───── EXERCISE INPUT

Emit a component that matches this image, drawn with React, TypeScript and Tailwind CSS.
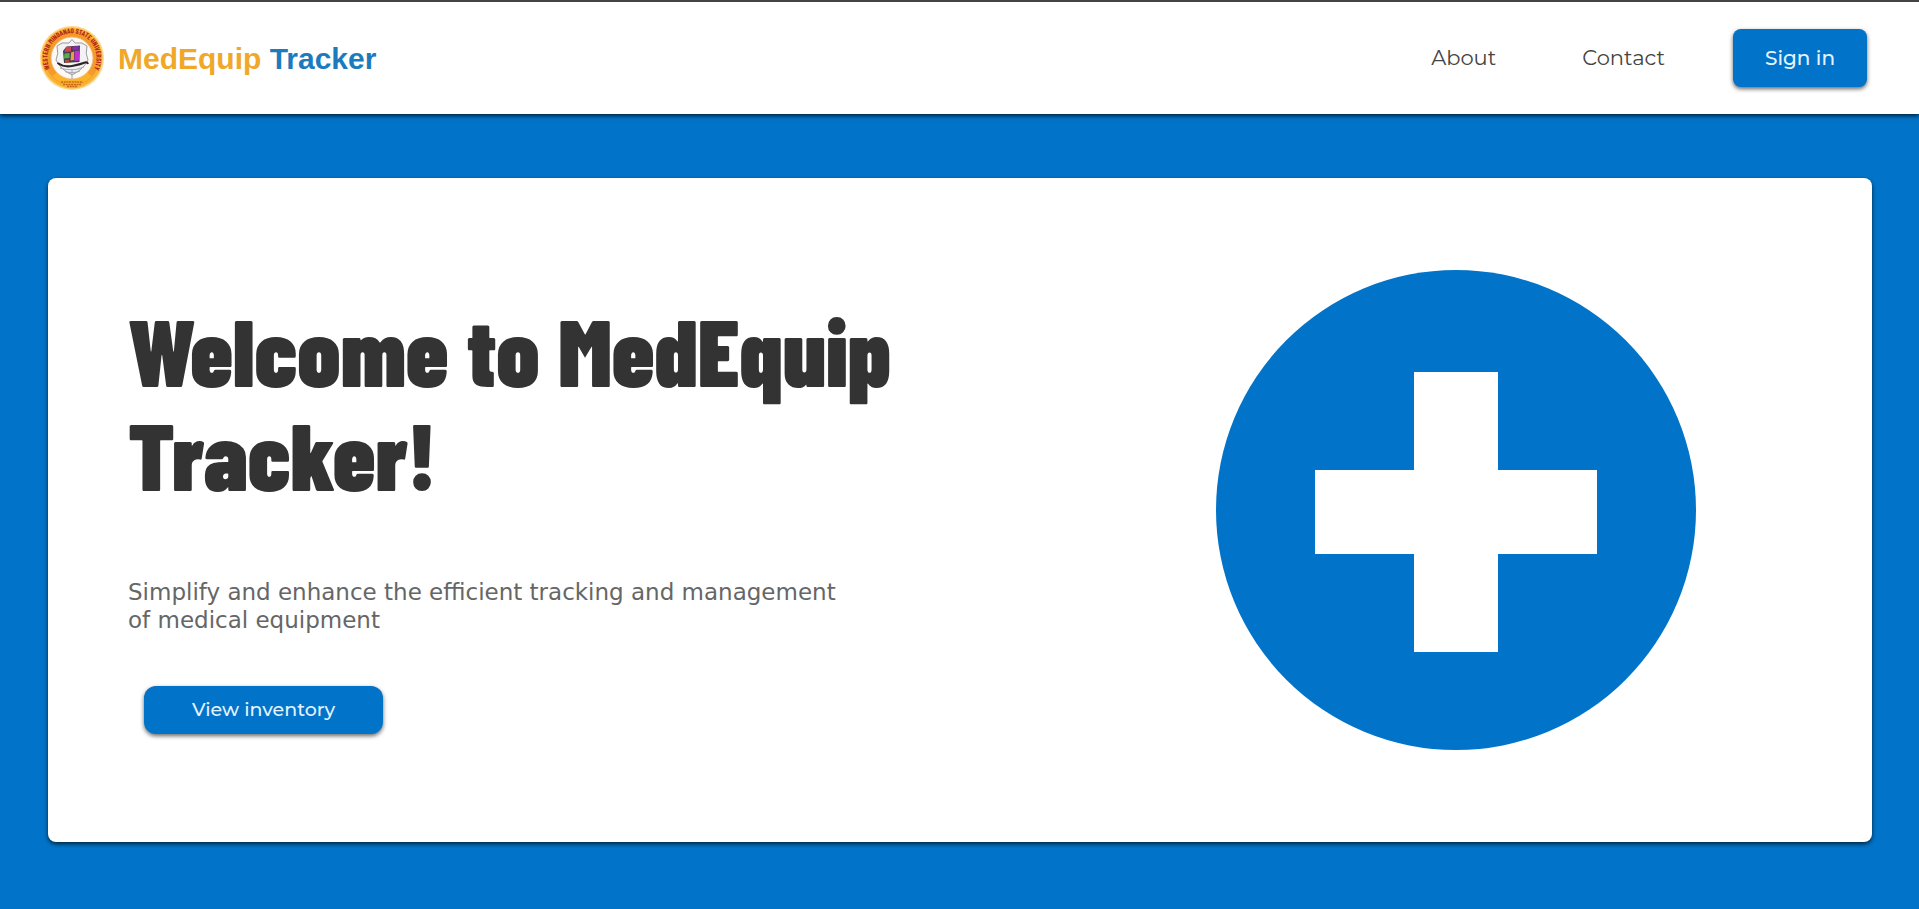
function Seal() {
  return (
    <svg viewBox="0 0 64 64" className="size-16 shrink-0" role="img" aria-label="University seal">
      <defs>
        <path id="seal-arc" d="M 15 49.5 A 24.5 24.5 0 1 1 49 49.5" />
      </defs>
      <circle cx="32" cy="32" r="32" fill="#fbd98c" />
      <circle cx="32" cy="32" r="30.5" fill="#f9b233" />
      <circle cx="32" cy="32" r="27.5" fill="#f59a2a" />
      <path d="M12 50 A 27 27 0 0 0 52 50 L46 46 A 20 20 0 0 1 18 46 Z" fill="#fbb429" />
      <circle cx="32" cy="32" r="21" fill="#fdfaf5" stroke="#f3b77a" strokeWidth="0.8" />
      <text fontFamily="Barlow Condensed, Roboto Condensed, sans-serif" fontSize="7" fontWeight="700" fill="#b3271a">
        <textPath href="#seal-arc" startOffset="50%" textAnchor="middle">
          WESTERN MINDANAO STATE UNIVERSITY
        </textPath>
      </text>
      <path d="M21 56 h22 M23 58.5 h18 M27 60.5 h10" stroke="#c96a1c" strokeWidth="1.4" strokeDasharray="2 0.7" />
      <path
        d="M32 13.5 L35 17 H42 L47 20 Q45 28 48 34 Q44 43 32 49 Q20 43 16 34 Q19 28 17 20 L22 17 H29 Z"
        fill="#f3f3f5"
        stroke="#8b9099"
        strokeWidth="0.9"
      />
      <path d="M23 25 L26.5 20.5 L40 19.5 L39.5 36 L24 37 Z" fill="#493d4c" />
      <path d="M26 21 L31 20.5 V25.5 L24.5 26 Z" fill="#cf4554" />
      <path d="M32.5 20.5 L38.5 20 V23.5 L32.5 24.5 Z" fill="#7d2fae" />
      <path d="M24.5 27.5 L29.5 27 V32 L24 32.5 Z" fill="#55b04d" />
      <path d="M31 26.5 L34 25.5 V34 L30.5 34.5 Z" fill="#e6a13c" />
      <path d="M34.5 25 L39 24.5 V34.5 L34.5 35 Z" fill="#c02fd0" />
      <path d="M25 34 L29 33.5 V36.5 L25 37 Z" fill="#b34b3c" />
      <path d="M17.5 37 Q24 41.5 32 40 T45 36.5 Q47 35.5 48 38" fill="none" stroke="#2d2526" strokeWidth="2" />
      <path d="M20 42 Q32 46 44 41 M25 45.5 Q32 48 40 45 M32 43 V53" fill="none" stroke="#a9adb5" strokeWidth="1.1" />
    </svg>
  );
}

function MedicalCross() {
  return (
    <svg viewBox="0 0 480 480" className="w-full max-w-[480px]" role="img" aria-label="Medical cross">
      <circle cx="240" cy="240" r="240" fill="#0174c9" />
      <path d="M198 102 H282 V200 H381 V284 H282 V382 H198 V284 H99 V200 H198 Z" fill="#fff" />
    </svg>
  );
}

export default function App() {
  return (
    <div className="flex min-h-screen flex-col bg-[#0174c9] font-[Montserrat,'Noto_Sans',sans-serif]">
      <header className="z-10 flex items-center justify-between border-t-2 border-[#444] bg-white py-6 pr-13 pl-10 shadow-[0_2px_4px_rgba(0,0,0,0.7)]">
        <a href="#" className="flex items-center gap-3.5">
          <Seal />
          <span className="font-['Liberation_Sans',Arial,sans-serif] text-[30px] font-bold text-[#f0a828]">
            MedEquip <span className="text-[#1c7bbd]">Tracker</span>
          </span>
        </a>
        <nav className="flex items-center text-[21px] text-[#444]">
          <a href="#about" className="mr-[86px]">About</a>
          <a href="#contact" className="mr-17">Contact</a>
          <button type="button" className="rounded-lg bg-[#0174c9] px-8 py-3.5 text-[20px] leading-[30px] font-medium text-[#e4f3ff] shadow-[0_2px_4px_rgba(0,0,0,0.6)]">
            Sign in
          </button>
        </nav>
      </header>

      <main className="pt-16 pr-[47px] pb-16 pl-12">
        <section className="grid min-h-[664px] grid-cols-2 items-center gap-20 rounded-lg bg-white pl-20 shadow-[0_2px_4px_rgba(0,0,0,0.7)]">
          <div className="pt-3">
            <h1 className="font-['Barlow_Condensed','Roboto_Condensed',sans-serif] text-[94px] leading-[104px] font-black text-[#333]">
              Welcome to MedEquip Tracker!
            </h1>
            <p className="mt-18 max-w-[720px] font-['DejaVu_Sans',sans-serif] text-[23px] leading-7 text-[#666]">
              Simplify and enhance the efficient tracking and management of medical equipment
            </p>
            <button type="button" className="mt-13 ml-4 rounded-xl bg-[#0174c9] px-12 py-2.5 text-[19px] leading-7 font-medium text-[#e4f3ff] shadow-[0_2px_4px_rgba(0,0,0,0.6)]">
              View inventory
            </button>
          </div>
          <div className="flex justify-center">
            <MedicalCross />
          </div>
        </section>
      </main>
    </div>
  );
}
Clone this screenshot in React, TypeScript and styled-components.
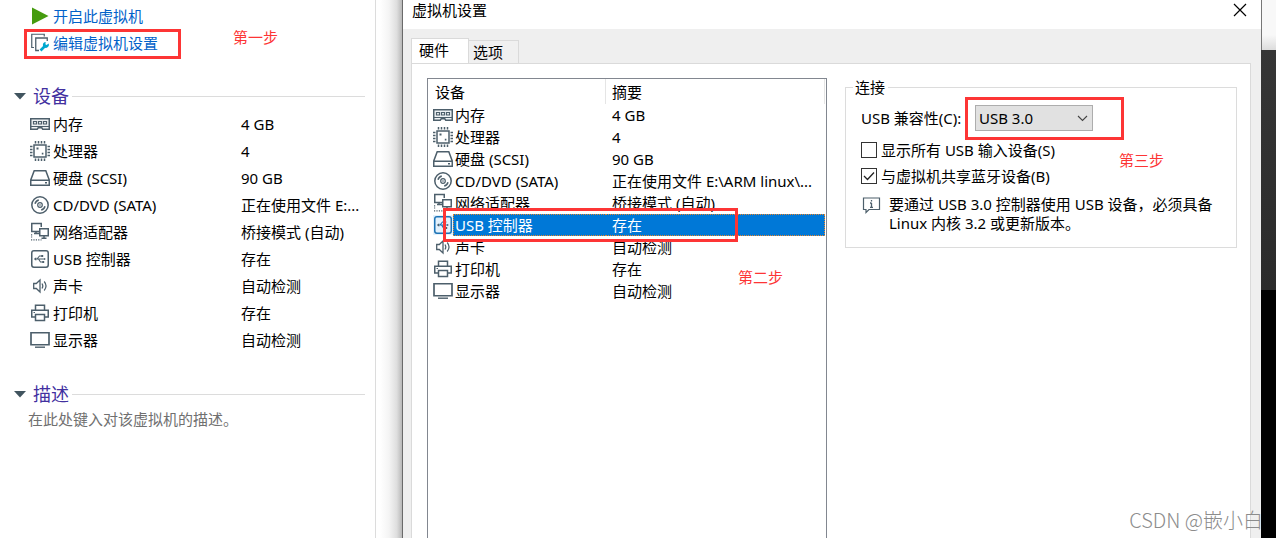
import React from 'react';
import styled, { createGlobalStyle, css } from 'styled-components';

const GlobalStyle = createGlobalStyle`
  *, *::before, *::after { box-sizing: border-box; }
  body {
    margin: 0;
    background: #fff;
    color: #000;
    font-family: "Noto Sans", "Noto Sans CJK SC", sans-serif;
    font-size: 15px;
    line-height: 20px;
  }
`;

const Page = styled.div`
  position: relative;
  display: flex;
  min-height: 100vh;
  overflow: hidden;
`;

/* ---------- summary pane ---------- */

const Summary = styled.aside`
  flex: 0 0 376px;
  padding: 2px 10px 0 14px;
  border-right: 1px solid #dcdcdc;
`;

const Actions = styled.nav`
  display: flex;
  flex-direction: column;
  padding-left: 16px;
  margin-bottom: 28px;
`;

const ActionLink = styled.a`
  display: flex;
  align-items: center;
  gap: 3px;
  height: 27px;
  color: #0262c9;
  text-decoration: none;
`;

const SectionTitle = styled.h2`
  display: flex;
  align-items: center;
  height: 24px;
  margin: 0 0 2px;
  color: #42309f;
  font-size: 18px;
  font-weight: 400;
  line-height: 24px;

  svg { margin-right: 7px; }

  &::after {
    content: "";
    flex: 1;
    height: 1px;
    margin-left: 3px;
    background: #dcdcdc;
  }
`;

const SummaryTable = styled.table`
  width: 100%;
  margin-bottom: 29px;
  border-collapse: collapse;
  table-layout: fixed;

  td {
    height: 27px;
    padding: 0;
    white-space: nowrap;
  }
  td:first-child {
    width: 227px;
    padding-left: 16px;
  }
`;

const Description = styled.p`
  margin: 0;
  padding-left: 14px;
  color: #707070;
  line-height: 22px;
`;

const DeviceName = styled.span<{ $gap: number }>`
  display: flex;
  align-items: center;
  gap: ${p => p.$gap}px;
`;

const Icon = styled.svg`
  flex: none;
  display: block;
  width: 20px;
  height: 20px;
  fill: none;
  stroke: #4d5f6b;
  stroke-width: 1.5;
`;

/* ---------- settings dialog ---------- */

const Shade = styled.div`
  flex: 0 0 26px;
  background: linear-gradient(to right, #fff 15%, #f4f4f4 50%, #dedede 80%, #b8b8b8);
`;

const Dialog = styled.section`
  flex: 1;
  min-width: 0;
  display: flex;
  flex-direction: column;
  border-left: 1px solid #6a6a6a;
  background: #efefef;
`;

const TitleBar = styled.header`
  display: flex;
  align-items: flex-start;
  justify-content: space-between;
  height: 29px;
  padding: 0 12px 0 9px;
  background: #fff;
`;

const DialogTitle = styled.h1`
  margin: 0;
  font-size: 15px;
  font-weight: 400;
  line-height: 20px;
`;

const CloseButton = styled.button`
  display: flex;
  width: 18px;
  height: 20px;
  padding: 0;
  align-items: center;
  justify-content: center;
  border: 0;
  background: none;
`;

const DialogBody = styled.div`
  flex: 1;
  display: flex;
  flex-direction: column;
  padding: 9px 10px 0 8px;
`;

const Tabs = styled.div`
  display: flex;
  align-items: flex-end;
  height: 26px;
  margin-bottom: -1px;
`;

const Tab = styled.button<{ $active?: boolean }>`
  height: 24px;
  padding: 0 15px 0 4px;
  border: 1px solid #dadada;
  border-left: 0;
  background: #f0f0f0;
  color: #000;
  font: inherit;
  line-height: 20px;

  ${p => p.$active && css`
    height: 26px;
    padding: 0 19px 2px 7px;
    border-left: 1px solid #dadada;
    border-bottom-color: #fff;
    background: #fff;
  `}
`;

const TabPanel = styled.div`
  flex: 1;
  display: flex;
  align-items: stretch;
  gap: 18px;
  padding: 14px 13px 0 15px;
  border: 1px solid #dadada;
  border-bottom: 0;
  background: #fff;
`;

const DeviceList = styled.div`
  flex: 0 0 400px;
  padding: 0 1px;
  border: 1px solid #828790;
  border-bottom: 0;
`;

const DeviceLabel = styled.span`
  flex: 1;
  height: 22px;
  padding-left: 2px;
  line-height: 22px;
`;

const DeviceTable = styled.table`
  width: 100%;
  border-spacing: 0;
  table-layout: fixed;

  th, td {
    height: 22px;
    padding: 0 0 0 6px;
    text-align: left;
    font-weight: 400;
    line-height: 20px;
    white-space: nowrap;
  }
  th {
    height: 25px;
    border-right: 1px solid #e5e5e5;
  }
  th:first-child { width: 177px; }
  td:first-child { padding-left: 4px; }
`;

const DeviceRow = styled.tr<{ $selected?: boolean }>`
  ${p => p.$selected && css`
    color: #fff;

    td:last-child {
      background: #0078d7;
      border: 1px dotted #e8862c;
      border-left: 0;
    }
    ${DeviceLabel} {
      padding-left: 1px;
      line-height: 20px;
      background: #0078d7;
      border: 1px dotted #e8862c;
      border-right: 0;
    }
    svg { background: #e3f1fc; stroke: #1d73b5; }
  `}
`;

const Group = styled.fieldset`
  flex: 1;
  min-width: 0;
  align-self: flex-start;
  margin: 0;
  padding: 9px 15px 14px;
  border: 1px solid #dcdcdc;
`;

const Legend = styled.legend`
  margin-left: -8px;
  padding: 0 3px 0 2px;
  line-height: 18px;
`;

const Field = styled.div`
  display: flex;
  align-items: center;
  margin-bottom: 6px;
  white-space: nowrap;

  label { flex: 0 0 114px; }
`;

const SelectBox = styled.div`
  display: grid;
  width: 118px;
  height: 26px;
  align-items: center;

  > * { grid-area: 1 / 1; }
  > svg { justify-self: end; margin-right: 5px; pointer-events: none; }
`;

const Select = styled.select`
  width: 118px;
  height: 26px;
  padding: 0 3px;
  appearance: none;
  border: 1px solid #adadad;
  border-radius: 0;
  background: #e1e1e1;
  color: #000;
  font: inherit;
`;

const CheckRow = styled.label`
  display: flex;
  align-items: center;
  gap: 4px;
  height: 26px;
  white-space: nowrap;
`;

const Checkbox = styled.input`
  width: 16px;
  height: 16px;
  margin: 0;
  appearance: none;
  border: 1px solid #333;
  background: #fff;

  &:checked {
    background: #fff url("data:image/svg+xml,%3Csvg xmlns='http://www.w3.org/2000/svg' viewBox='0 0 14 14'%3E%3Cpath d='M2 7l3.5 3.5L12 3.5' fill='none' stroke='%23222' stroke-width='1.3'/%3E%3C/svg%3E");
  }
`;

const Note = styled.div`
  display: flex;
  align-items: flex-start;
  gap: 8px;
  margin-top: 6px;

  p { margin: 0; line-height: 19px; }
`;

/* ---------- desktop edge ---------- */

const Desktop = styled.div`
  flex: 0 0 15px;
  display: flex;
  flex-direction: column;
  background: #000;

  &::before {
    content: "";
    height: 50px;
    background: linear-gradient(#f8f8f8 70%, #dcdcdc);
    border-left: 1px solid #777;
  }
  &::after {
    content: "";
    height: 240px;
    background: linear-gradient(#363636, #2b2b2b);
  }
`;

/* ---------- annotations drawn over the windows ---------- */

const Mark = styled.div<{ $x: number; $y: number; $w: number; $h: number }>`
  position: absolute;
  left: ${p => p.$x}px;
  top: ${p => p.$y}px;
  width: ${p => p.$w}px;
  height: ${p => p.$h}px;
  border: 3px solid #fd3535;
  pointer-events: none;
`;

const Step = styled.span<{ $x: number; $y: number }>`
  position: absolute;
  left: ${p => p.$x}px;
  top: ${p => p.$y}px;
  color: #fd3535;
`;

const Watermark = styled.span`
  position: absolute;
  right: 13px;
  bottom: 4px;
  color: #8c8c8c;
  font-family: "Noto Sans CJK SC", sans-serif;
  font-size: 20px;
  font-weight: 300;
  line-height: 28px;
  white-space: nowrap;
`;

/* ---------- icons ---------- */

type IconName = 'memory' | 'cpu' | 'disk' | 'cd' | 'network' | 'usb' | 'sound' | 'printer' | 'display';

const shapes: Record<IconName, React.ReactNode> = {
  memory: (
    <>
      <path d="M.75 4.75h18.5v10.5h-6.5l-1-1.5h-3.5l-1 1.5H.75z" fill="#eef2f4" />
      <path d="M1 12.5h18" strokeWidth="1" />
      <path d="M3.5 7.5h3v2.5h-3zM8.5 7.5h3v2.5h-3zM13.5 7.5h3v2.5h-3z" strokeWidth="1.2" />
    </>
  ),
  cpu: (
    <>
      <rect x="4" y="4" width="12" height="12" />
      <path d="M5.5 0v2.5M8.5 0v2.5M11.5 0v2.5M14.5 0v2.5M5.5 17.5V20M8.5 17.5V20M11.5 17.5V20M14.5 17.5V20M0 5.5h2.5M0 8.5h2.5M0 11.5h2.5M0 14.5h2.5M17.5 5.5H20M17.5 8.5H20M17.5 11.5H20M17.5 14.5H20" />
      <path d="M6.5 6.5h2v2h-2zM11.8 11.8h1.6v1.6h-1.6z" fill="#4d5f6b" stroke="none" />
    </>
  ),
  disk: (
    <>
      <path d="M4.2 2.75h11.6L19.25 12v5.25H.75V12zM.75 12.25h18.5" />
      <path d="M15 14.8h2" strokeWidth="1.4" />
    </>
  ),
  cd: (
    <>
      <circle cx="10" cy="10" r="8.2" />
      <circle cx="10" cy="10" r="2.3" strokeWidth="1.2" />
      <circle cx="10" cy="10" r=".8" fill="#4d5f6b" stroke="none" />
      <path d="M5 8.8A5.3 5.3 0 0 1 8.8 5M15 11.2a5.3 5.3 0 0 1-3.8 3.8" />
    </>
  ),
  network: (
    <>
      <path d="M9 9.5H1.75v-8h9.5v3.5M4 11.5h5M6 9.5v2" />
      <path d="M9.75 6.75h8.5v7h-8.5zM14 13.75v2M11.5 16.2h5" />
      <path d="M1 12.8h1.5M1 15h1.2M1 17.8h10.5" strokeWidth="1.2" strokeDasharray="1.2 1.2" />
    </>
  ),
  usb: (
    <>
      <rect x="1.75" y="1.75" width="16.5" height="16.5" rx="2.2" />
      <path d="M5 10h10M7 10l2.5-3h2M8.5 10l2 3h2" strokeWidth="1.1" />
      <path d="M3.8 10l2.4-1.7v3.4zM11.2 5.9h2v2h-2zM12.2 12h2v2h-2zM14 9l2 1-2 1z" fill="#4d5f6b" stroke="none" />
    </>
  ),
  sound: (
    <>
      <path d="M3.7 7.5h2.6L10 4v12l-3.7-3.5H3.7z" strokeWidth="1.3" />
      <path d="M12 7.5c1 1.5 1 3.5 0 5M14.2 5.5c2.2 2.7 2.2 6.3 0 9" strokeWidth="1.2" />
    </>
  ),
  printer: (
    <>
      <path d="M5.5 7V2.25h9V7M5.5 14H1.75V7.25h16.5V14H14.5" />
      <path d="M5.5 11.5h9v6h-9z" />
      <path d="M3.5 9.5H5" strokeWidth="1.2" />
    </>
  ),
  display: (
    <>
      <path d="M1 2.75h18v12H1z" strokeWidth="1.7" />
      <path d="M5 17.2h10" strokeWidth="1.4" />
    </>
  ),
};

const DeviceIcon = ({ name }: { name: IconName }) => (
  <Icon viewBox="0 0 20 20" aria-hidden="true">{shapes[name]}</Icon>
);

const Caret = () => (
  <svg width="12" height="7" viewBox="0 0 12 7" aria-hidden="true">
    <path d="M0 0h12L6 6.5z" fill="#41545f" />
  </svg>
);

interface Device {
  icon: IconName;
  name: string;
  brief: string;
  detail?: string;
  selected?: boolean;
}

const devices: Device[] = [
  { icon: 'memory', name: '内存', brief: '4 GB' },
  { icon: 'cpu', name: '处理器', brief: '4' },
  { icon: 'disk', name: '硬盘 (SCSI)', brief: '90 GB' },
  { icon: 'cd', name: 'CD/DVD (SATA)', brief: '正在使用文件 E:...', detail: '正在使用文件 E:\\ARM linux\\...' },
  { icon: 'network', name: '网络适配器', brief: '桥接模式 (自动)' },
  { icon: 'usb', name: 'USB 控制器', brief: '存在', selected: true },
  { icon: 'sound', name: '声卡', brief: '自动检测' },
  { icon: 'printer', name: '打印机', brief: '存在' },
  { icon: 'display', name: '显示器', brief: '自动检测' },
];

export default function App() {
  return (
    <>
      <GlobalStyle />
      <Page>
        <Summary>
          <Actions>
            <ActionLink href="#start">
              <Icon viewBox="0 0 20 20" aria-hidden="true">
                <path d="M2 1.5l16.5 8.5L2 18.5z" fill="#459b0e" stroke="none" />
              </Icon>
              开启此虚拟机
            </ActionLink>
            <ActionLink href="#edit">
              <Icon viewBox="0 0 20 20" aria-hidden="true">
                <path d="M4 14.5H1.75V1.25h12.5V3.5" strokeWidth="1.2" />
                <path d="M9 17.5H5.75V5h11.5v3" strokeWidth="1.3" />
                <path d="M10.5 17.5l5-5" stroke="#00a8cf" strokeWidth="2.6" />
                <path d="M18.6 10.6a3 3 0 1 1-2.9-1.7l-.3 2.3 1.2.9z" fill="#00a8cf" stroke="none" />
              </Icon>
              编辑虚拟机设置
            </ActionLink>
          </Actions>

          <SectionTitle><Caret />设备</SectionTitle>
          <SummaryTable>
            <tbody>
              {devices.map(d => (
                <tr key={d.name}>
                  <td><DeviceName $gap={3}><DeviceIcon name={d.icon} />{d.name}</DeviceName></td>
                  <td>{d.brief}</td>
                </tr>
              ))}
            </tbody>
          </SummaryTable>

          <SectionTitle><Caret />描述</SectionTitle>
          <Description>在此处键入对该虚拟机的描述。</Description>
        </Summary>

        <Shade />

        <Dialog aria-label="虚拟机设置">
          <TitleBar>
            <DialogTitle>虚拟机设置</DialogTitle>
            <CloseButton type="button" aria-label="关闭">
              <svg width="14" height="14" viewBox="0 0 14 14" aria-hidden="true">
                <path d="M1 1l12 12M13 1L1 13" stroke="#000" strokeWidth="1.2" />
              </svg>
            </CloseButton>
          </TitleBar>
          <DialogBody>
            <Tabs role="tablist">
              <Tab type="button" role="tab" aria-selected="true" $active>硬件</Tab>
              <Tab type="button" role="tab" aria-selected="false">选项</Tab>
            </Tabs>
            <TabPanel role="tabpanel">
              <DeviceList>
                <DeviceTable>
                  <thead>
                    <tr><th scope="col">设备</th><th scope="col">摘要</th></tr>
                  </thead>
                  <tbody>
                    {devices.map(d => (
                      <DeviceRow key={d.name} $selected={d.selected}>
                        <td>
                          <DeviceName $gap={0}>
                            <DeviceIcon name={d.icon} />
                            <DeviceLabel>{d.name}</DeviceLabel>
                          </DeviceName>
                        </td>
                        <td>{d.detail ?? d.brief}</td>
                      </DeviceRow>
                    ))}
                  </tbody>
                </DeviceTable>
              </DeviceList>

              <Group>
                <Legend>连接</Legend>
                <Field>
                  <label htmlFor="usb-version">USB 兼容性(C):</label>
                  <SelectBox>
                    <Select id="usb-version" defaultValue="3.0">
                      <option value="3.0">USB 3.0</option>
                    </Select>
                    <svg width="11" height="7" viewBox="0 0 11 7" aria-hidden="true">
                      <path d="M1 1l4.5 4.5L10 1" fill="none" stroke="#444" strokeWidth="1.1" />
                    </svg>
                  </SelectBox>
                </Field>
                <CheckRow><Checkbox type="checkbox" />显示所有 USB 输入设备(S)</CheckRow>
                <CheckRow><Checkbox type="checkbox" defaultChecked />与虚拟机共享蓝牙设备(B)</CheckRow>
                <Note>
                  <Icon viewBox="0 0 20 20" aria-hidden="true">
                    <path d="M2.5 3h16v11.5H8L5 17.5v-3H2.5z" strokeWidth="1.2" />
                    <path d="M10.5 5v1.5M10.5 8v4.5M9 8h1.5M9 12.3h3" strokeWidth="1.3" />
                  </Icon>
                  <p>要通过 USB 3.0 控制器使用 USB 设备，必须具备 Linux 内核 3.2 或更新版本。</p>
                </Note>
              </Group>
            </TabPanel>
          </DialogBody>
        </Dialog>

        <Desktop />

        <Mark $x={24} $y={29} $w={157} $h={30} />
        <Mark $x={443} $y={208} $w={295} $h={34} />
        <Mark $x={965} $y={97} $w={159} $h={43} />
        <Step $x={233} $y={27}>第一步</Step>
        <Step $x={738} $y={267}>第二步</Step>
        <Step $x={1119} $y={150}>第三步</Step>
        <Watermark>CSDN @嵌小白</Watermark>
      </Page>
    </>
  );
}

──────────

SET PROBLEM:
Using the listing above, show every line that includes the string "this".

CORRECT ANSWER:
Emit a component that matches this image, drawn with React, TypeScript and Tailwind CSS.
Clone this screenshot in React, TypeScript and styled-components.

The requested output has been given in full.